INFORMATION PROVIDED:
• • • •
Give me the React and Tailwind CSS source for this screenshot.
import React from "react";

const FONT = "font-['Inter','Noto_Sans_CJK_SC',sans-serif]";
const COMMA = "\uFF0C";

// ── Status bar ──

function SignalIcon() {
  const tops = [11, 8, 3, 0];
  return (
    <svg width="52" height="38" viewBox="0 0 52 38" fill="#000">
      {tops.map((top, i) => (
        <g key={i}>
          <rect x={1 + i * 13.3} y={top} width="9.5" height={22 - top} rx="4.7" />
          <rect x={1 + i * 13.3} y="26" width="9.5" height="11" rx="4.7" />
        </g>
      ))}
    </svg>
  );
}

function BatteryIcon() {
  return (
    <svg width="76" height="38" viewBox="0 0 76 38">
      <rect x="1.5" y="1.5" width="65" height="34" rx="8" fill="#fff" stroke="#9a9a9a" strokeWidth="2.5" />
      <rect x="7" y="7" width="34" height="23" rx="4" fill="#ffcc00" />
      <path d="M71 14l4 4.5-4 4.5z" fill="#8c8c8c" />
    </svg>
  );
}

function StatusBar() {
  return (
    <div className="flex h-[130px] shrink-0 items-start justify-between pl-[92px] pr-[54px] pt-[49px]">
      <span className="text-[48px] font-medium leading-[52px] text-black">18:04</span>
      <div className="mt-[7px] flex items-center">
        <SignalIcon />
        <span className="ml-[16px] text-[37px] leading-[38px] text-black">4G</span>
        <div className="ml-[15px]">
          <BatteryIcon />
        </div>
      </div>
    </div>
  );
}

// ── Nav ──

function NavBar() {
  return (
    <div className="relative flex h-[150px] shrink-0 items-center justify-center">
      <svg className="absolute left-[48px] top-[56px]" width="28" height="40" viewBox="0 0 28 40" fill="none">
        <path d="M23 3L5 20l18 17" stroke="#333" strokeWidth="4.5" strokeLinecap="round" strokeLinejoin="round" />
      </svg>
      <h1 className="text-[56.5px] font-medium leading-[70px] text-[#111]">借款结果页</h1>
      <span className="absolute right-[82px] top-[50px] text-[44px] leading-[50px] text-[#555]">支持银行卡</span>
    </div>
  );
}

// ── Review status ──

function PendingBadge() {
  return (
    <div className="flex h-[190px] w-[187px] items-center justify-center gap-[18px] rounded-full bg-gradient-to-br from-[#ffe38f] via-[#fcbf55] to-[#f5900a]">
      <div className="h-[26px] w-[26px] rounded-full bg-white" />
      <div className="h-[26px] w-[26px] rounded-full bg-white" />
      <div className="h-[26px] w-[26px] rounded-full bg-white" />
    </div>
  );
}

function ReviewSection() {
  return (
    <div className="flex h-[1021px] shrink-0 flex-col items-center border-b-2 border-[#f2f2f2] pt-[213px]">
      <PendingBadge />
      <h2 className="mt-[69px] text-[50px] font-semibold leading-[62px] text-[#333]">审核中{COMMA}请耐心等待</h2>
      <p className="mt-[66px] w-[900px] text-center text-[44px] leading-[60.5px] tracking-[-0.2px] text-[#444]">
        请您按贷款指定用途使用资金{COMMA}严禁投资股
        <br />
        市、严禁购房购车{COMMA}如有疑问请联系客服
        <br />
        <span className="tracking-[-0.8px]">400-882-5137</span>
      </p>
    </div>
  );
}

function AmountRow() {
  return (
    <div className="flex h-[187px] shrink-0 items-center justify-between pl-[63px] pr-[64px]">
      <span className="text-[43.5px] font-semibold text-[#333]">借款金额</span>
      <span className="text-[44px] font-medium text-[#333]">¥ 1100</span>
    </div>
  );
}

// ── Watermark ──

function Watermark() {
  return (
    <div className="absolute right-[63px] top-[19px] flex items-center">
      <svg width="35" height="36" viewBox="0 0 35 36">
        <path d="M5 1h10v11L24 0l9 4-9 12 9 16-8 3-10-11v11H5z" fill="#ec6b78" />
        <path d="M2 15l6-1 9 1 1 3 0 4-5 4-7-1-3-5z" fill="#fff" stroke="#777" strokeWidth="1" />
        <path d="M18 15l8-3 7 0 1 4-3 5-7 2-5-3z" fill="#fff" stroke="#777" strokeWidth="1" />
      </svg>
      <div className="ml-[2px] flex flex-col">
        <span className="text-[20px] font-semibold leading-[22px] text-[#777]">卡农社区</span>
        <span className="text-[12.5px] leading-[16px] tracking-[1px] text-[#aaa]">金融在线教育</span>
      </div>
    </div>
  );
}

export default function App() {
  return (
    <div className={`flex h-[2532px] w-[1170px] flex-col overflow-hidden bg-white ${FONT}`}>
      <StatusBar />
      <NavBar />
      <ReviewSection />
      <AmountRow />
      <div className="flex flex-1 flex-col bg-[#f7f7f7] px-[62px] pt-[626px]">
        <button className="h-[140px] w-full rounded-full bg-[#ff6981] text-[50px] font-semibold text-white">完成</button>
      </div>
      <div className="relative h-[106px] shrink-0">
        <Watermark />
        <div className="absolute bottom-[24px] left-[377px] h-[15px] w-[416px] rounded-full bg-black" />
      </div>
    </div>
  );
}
• • • •
Make a copy of each line that contains the string "React".

Give me the React and Tailwind CSS source for this screenshot.
import React from "react";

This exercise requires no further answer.